Nina In New York: Gym Class The Way I Always Hoped It Could Be
A new controversy is brewing when it comes to PE class in schools. An article in yesterday's New York Times brought attention to increasingly common practices in school districts in which gym teachers have revised the curriculum to incorporate academic learning with movement and exercise. For instance, simple math and counting problems paired with sprints and toe-touches. Complex vocabulary sneaked into activity instructions. A mini-lesson on angles as they pertain to a golf swing. Hopping around on letter mats to learn spelling. Even lessons in nutrition.
Is it just me, or does this sound like a helluva good time?
Some parents are concerned that their kids are getting hit too hard with academic pressure, homework at a young age, and too much importance placed on test scores. They worry that their little 'uns will get the wrong idea about gym and grow to dislike it because of its association with other learnings. Okay, it's all perfectly valid. But I am here to represent the other side.
I was raised in the public school system and received what I assume is a rather standard physical education. You know: dodgeball, kickball, basketball, softball, indoor field hockey, soccer, and various other games with promising names which were essentially glorified dodgeball. Here is what I learned:
- I am bad at sports.
- I don't really mind that I am bad at sports.
- Other kids seem to mind very, very much. Especially when you are on the same team as they are.
- I don't much care for team sports.
- Gym is a good time to get a tummy ache and have to go to the nurse.
- If you never get near the ball, you don't have to worry about what to do next with the ball which will inevitably lead to getting yelled out.
- If you get out early in dodgeball, you get to sit out on the sidelines until the game is over.
- No one ever loses in giant parachute. Giant parachute is the best.
- Counting the minutes until the whistle blows doesn't make it blow any faster.
- Why isn't boxball a sport?
Now, if some of the more traditional, organized sports had been eschewed for activities in which kids solve problems that challenge their brains and allow them to run around like little maniacs, I may have developed a less bitter taste for physical activity. In fact, I may have even enjoyed it. And been good at it. And looked forward to rather than dreaded it. And willingly participated instead of racking my relatively unformed mind for ways to avoid it.

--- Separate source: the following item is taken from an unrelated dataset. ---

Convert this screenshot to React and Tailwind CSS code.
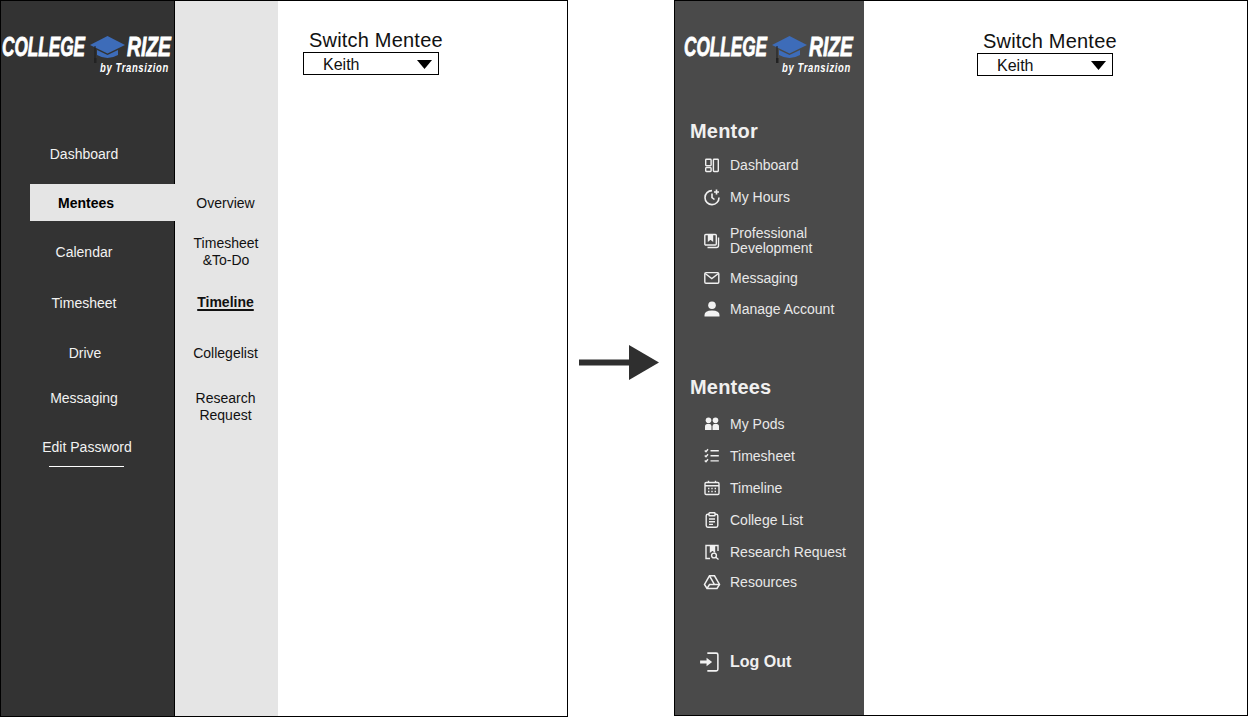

It's not as though this new style of PE involves sitting down and doing algebra for an hour. They're learning incidentally as they play. And at the end of the day, won't kids with more agile brains and a better understanding of nutrition go on to serve themselves and our society best? I mean, being good at kicking a soccer ball is great for one's social standing as a child, but let's assume most of these kids don't turn pro.
Not that my hatred of gym class didn't help form my character in some integral and irreplaceable way. I mean, without that, my college friends would never have wound up referring to me as "Daria." La la la la la.